Question

Imagine a new planet having the same density as that of earth but it is 3 times bigger than the earth in size. If the acceleration due to gravity on the surface of earth is g and that on the surface of the new planet is ${g^1}$ then that would be the relation between them?

Answer 1

Hint: Basically there are four fundamental forces in nature. They are gravitational force, electrostatic force, strong nuclear force, weak nuclear force.
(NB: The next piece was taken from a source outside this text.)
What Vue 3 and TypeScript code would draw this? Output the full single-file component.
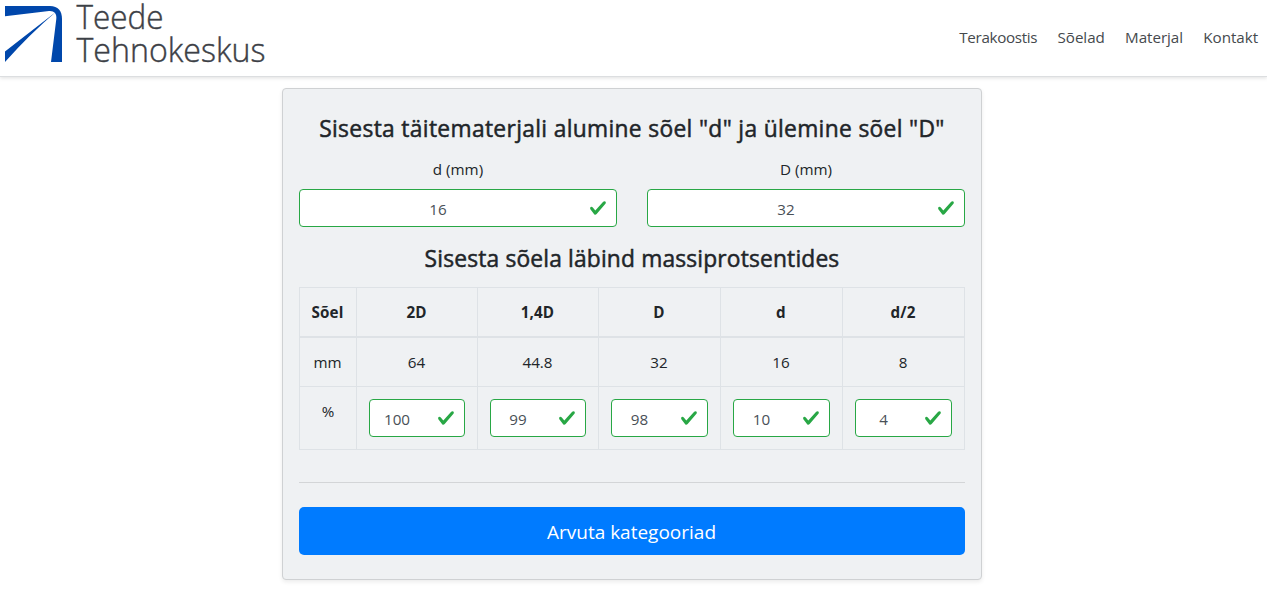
<script setup lang="ts">
import { reactive } from 'vue'

interface Sieve {
  label: string
  size: string
  percent: string
}

const links: string[] = ['Terakoostis', 'Sõelad', 'Materjal', 'Kontakt']

const limits = reactive([
  { id: 'lower', label: 'd (mm)', value: '16' },
  { id: 'upper', label: 'D (mm)', value: '32' },
])

const sieves = reactive<Sieve[]>([
  { label: '2D', size: '64', percent: '100' },
  { label: '1,4D', size: '44.8', percent: '99' },
  { label: 'D', size: '32', percent: '98' },
  { label: 'd', size: '16', percent: '10' },
  { label: 'd/2', size: '8', percent: '4' },
])

const checkPath =
  'M2.3 6.73L.6 4.53c-.4-1.04.46-1.4 1.1-.8l1.1 1.4 3.4-3.8c.6-.63 1.6-.27 1.2.7l-4 4.6c-.43.5-.8.4-1.1.1z'
</script>

<template>
  <div class="page">
    <header class="navbar">
      <svg class="logo" width="270" height="70" viewBox="0 0 270 70">
        <g fill="#0047ab">
          <path d="M5 6H50C58 6 62 11 62 19V62H51L56.300 19C57 13.500 54 10.600 49 11L5 16.300Z" />
          <path d="M55.500 12.300Q34 29 5 51.500V62Q30 34 55.500 12.300Z" />
        </g>
        <text x="76.500" y="29" textLength="87" lengthAdjust="spacingAndGlyphs">Teede</text>
        <text x="76.500" y="62" textLength="189" lengthAdjust="spacingAndGlyphs">Tehnokeskus</text>
      </svg>
      <nav class="links">
        <a v-for="link in links" :key="link">{{ link }}</a>
      </nav>
    </header>

    <main class="card">
      <h1 class="title">Sisesta täitematerjali alumine sõel "d" ja ülemine sõel "D"</h1>
      <div class="limits">
        <div v-for="limit in limits" :key="limit.id" class="limit">
          <label :for="limit.id">{{ limit.label }}</label>
          <div class="field">
            <input :id="limit.id" v-model="limit.value" type="text" />
            <svg class="check" viewBox="0 0 8 8"><path :d="checkPath" /></svg>
          </div>
        </div>
      </div>

      <h2 class="title subtitle">Sisesta sõela läbind massiprotsentides</h2>
      <table>
        <colgroup>
          <col class="first" />
          <col v-for="sieve in sieves" :key="sieve.label" />
        </colgroup>
        <thead>
          <tr>
            <th>Sõel</th>
            <th v-for="sieve in sieves" :key="sieve.label">{{ sieve.label }}</th>
          </tr>
        </thead>
        <tbody>
          <tr class="sizes">
            <td>mm</td>
            <td v-for="sieve in sieves" :key="sieve.label">{{ sieve.size }}</td>
          </tr>
          <tr class="percents">
            <td>%</td>
            <td v-for="sieve in sieves" :key="sieve.label">
              <div class="field">
                <input v-model="sieve.percent" type="text" />
                <svg class="check" viewBox="0 0 8 8"><path :d="checkPath" /></svg>
              </div>
            </td>
          </tr>
        </tbody>
      </table>
      <hr />
      <button type="button">Arvuta kategooriad</button>
    </main>
  </div>
</template>

<style>
body {
  margin: 0;
  background: #fff;
  overflow: hidden;
}
</style>

<style scoped>
.page,
.page * {
  box-sizing: border-box;
}

.page {
  height: 604px;
  font-family: 'Open Sans', 'Noto Sans', sans-serif;
  font-size: 15.2px;
  line-height: 24px;
  color: #212529;
}

.navbar {
  display: flex;
  justify-content: space-between;
  height: 77px;
  border-bottom: 1px solid #dcdee0;
  box-shadow: 0 1px 4px rgba(0, 0, 0, 0.13);
}

.logo {
  display: block;
  overflow: visible;
}

.logo text {
  font-family: 'Open Sans', 'Noto Sans', sans-serif;
  font-size: 32.5px;
  font-weight: 300;
  fill: #3c4046;
  stroke: #3c4046;
  stroke-width: 0.4px;
}

.links {
  display: flex;
  gap: 20.3px;
  padding: 25px 9px 0 0;
  color: #45494d;
  letter-spacing: -0.05px;
}

.links a:first-child {
  letter-spacing: -0.33px;
}

.card {
  width: 700px;
  height: 492px;
  margin: 11px 0 0 282px;
  padding: 25px 16px;
  border: 1px solid #cfd1d3;
  border-radius: 4px;
  background: #eff1f3;
  box-shadow: 0 2px 4px rgba(0, 0, 0, 0.08);
}

.title {
  margin: 0;
  font-size: 22.8px;
  line-height: 29px;
  font-weight: 500;
  letter-spacing: 0.33px;
  text-align: center;
  white-space: nowrap;
  -webkit-text-stroke: 0.5px #212529;
}

.limits {
  display: flex;
  gap: 30px;
  margin-top: 14px;
}

.limit {
  flex: 1;
}

.limit label {
  display: block;
  margin-bottom: 8px;
  text-align: center;
}

.field {
  position: relative;
  height: 38px;
}

.field input {
  display: block;
  width: 100%;
  height: 38px;
  padding: 2px 52px 0 12px;
  border: 1px solid #28a745;
  border-radius: 4px;
  outline: none;
  background: #fff;
  color: #495057;
  font: inherit;
  text-align: center;
}

.check {
  position: absolute;
  top: 10px;
  right: 10px;
  width: 18px;
  height: 18px;
  fill: #28a745;
}

.subtitle {
  margin-top: 17px;
  letter-spacing: 0.16px;
}

table {
  width: 666px;
  margin-top: 14px;
  border-collapse: collapse;
  table-layout: fixed;
  text-align: center;
}

.first {
  width: 57px;
}

col:nth-child(2),
col:nth-child(3) {
  width: 121px;
}

th,
td {
  height: 49px;
  padding: 0 1px 0 0;
  border: 1px solid #dee2e6;
}

th {
  border-bottom-width: 2px;
  font-weight: 700;
  letter-spacing: 0.15px;
}

.sizes td {
  height: 50px;
}

.percents td {
  height: 63px;
  padding: 12px;
  vertical-align: top;
}

hr {
  margin: 32px 0 24px;
  border: 0;
  border-top: 1px solid #d3d5d7;
}

button {
  display: block;
  width: 100%;
  height: 48px;
  padding: 2px 1px 0 0;
  border: 0;
  border-radius: 5px;
  background: #007bff;
  color: #fff;
  font-family: inherit;
  font-size: 19px;
  line-height: 30px;
}
</style>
Here the force in action is gravitational force and it is a long range force and the weakest of the four fundamental forces.
Formula used:
$\eqalign{
  & g = \dfrac{{GM}}{{{R^2}}} \cr
  & g = \dfrac{{4\pi G\rho r}}{3} \cr} $

Complete answer:
Gravitational force will be acting between any two masses at a particular distance. Since the magnitude of that force is very small nobody feels it. There are some similarities between the gravitational force and electrostatic force. gravitational force acts between the two masses whereas electrostatic force acts between the two charges. Both follow the inverse square law which means that the force will be inversely proportional to the square of distance between them.
So Newton discovered this gravitational force and due to this everybody on the earth is acted upon by the force due to the earth and this is what we call as the weight of the body.
We have the expression for the force between the earth of mass ‘M’ and the body of mass ‘m’ which are separated at the distance ‘r’ from the center of the earth. If we consider the surface of earth then $r = R$ i.e radius of earth
That expression is
$F = \dfrac{{GMm}}{{{R^2}}}$
Where ‘G’ is the gravitational constant
If we divide that force with mass of a body we will get acceleration due to gravity at that place so acceleration due to gravity on earth’s surface (g) will be
$g = \dfrac{{GM}}{{{R^2}}}$
If we convert the above expression in terms of density of planet then we will get
$g = \dfrac{{4\pi G\rho r}}{3}$
Where $\rho $ is the density of the planet and $r = R$ is radius of the planet in the given problem.
Given the density of two planets are the same and the new planet is 3 times bigger than the earth in size.
That means radius of new planet is 3 times bigger than the earth’s radius
${R^1} = 3R$
$\eqalign{
  & \Rightarrow g = \dfrac{{4\pi G\rho r}}{3} \cr
  & \Rightarrow g\alpha r \cr
  & \Rightarrow \dfrac{{{g^1}}}{g} = \dfrac{{{R^1}}}{R} \cr
  & \Rightarrow \dfrac{{{g^1}}}{g} = \dfrac{{3R}}{R} \cr
  & \Rightarrow {g^1} = 3g \cr} $
Hence acceleration due to gravity on the surface of the new planet is thrice that of the earth’s.

Note:
The formula we had used i.e the acceleration due to gravity proportional to radius one is valid if densities are same or else it will be proportional to product of density and the radius.